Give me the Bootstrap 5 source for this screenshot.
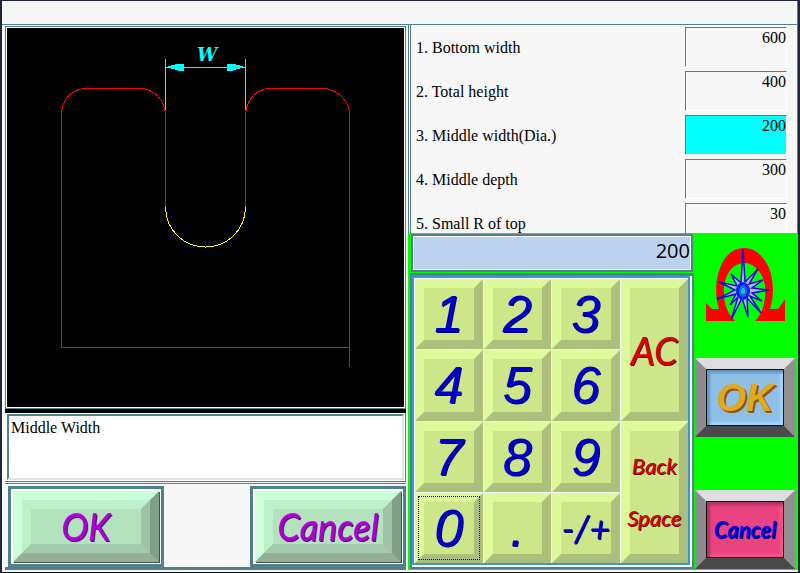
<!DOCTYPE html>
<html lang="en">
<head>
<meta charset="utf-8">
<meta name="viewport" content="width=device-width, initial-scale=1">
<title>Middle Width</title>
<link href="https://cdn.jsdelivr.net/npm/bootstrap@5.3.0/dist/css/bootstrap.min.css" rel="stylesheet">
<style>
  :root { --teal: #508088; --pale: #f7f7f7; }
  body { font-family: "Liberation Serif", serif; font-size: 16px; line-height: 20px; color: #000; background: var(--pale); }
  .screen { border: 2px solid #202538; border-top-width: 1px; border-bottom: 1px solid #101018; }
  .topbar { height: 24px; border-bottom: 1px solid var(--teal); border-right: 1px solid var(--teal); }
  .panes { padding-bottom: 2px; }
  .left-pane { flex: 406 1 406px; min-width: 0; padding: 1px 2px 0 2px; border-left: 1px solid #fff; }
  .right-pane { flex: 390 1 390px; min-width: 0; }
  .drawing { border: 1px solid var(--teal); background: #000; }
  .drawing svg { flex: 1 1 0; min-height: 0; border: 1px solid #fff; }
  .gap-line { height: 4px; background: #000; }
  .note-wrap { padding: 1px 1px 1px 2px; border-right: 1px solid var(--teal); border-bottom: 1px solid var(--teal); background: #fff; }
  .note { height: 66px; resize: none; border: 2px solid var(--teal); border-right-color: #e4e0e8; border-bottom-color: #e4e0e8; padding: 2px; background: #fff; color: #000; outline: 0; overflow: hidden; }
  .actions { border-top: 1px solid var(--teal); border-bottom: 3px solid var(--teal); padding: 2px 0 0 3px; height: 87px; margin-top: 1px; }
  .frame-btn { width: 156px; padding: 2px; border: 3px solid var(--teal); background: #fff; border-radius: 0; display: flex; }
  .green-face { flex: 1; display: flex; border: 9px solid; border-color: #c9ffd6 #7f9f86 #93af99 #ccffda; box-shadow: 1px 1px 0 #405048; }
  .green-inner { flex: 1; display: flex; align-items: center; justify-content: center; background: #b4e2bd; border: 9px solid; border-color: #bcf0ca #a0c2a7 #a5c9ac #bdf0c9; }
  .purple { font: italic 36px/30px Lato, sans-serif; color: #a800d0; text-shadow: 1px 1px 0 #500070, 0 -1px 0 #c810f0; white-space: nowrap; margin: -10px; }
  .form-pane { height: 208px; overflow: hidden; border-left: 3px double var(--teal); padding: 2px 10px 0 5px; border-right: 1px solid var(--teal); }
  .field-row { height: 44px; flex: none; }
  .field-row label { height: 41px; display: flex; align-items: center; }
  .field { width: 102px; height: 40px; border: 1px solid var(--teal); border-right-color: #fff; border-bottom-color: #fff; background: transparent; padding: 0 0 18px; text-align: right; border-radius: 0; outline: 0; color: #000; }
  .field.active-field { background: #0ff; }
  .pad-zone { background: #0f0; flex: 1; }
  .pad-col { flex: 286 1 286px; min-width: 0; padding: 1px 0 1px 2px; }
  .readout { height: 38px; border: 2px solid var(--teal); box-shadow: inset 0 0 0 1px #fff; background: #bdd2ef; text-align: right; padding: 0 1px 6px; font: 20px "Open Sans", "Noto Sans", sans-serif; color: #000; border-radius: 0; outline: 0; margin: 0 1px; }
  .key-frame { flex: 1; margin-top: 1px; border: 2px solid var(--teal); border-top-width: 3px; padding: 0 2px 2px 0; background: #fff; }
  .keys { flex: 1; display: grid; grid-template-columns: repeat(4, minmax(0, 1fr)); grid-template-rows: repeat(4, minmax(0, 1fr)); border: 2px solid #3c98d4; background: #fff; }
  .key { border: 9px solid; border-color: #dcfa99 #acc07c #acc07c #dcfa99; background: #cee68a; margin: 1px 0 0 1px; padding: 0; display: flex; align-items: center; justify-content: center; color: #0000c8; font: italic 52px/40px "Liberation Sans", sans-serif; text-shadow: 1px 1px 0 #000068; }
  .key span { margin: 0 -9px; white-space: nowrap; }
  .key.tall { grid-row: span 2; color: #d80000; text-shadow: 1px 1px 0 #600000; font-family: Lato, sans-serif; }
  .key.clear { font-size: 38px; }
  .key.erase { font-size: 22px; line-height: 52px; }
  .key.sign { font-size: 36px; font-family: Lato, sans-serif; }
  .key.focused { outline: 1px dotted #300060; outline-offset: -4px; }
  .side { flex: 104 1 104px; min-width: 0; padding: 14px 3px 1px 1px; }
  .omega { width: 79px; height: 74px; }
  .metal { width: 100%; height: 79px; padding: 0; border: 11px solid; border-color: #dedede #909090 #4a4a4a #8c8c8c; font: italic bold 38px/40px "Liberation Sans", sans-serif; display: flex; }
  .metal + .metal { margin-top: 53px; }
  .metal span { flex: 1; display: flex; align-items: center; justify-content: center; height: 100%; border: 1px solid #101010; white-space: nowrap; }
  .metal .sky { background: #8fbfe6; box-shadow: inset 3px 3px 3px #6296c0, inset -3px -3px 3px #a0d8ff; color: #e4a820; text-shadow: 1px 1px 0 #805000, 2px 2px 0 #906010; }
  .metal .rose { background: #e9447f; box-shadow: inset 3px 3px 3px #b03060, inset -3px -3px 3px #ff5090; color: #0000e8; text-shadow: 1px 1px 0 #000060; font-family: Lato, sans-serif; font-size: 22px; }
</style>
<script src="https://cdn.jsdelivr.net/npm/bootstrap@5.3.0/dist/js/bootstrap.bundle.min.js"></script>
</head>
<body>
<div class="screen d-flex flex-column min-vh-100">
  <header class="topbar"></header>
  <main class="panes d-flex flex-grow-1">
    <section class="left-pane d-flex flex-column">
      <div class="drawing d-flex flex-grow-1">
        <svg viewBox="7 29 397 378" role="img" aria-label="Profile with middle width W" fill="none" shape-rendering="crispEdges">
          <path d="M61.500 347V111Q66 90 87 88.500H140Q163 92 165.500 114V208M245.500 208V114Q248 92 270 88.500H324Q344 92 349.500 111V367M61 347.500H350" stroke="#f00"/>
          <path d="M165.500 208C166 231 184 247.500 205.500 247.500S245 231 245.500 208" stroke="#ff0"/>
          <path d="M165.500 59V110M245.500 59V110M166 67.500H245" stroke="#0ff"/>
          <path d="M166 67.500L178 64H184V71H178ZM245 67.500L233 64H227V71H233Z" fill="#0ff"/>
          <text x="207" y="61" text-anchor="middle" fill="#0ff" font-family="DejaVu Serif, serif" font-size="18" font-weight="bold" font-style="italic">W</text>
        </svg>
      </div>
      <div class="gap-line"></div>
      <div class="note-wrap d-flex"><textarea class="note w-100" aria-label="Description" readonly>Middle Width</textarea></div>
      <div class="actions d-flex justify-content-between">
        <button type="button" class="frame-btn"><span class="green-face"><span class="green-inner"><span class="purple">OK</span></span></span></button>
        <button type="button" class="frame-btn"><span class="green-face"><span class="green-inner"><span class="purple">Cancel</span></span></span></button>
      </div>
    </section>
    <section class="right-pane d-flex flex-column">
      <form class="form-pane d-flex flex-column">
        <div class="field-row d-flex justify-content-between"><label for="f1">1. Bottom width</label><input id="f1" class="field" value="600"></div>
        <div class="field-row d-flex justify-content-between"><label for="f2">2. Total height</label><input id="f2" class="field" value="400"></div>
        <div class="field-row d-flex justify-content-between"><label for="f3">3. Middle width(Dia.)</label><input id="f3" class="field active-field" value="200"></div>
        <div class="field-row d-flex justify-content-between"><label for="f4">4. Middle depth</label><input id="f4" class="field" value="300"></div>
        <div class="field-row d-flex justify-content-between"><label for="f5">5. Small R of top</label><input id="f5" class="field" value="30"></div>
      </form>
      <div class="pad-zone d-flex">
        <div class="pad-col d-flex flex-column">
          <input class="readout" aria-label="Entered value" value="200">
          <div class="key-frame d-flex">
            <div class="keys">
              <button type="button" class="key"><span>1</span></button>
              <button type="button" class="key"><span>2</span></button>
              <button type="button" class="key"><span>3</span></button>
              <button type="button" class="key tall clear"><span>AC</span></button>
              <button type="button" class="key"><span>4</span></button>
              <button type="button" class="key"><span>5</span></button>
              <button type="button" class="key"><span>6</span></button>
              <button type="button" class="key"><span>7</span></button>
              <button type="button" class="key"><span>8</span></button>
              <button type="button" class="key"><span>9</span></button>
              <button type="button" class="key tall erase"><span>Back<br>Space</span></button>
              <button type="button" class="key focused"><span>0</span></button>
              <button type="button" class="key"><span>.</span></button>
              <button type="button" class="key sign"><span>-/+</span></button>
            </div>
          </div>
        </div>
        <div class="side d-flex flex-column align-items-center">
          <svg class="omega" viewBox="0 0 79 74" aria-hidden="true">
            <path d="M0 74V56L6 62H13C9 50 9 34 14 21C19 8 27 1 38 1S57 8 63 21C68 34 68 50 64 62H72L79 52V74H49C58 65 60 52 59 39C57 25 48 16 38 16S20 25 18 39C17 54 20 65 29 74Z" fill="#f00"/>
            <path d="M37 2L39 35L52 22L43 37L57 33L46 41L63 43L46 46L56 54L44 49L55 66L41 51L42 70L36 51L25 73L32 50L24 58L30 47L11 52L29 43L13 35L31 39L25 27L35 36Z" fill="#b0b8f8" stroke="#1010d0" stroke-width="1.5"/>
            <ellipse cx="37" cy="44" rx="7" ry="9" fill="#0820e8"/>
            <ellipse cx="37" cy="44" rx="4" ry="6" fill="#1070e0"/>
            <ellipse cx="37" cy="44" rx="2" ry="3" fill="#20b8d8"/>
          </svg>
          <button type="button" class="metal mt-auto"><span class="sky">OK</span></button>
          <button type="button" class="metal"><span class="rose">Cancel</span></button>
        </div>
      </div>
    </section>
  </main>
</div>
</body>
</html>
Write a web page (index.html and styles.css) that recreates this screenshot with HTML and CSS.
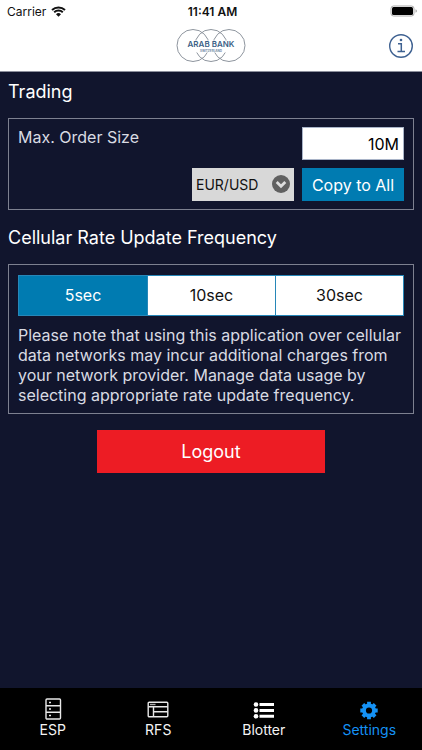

※ ※ ※

Directive: Only lines with the word "html" should be collected from the material.

Right answer:
<!DOCTYPE html>
<html lang="en">
</html>
Write a web page (index.html and styles.css) that recreates this screenshot with HTML and CSS.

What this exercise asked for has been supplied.